Russia’s strategic interests in Ukraine in 2022 are far greater than were Russian strategic interests in Serbia in 1914:
• Ukrainian entry into NATO, official or de facto, Russia perceives as an existential threat, as NATO missiles, air forces and armies advanced to eastern Ukraine would be only 300 miles from Moscow, within easy striking distance for surprise attack;
• Ukrainian territory is traversed by Russian petroleum pipelines that are a major source of Moscow’s revenue;
• Ukraine, according to Russian dictator President Vladimir Putin, is Russia’s “Slavic brother” and, as part of the former Soviet Union, belongs in a New Russian Empire.
• Ukraine, if annexed by Russia, will enable Moscow to move its missiles, air forces and armies into western Ukraine and Belarus, along the entire eastern border of NATO member Poland, posing a steel spearhead that could knife through NATO to the English Channel, as the USSR threatened to do during the Cold War.
Russia’s strategic interests in Ukraine, a combination of legitimate defensive concerns and illegitimate aggressive designs, far outweigh NATO’s political will or military capability to defend Ukraine.
Just as in 1914, perhaps more so, the escalatory possibilities of the 2022 Ukrainian crisis are limitless. By design or miscalculation, Russian invasion of Ukraine could become an invasion of NATO. China, North Korea, and Iran could “seize the day” and launch wars against Taiwan, South Korea, and Israel.

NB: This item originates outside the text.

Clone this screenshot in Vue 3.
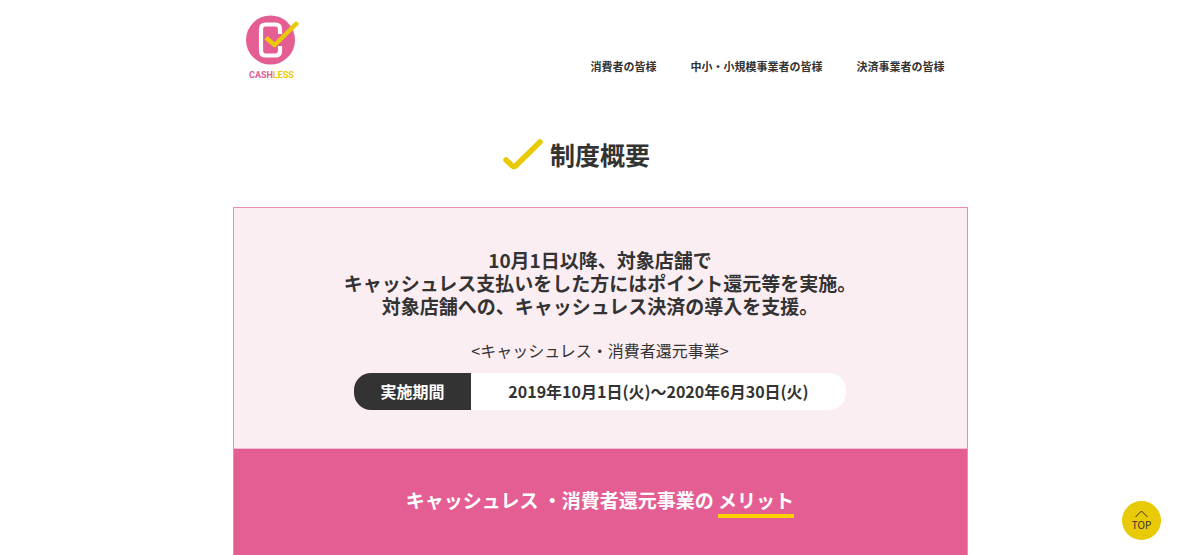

The U.S. Defense Department and RAND Wargames show that Russia can overrun Ukraine and the frontline NATO states in Eastern Europe in 72 hours. RAND analysis finds a Russian invasion of NATO’s Baltic states cannot be defeated, even if the U.S. resorts to tactical nuclear weapons.
Russia has an overwhelming advantage in tactical nuclear weapons, an estimated 2,000-8,000 warheads versus 180 U.S. warheads in Europe.
Moreover, Russian nuclear warheads are more technologically advanced: designed for ultra-low-yields for use by land, sea and air forces; specialized effects like neutrons, X-rays and electromagnetic pulse; and “clean” so they produce no radioactive fallout. Russian nuclear weapons are not only a deterrent but militarily practical for use on the battlefield.
Mr. Biden’s strategy to deter Russian invasion by massively arming Ukraine is playing with nuclear fire.
Moscow may use Washington’s arming of Kyiv as a pretext to invade Ukraine and bordering nearby NATO states that are also supplying arms to isolate Ukraine and expand Russia’s “defensive” frontiers.
Mr. Biden has sent a few thousand troops to supplement the 8,500 U.S. troops spread out along NATO’s eastern border in penny packets. These are intended to deter invasion of NATO by the 120,000 Russian troops massed on Ukraine’s border, backed by the Russian Army numbering over one million.
The U.S. military presence is no practical defense of NATO. The U.S. and its NATO allies would be overwhelmed in a conventional war.
U.S. forces deployed in Eastern Europe and on Ukraine’s border are a “tripwire” to deter Russia from invading NATO by the threat of nuclear escalation. Yet nuclear escalation is Russia’s strategic forte.
Russia could win World War III in Europe with a single Super-EMP nuclear warhead. Detonated 70 kilometers high over NATO Headquarters in Brussels, the EMP field would blackout electric grids and paralyze NATO military forces from Poland to Britain, making a red carpet for a Russian invasion. U.S. troops and 30,000 civilians fleeing Ukraine would become POWs. Russian tanks could reach the English Channel in days.
After an EMP attack, the U.S. would discover it has no tactical nuclear weapons. Even if some delivery systems survive the EMP, it is doubtful any host European government would allow a tactical nuclear strike against Russia from its territory, fearing nuclear retaliation.
Russia may be able to destroy NATO without World War III and is already fracturing NATO with the Ukrainian crisis. Germany, European NATO’s “strongman,” is being lambasted for refusing to send arms to Ukraine, allegedly because of German dependence on Russian natural gas.
However, maybe Berlin fears stoking war in Ukraine because, during the last century, Berlin was on the losing side of two world wars. Maybe Germany remembers its destroyed cities, being raped and occupied by Russia, remembers its 5-7 million dead.
NATO has never been more fragile militarily and psychologically. The closer NATO moves toward a losing war with Russia, the alliance will increasingly fracture toward disintegration.
Mr. Biden should:
• End the Ukrainian crisis by promising NATO will not include Ukraine or expand eastward;
• Try making Russia a strategic partner or neutral in the New Cold War with China;
• Catch-up with Russian nuclear weapon capabilities.
The Bear, friend or foe, respects only strength.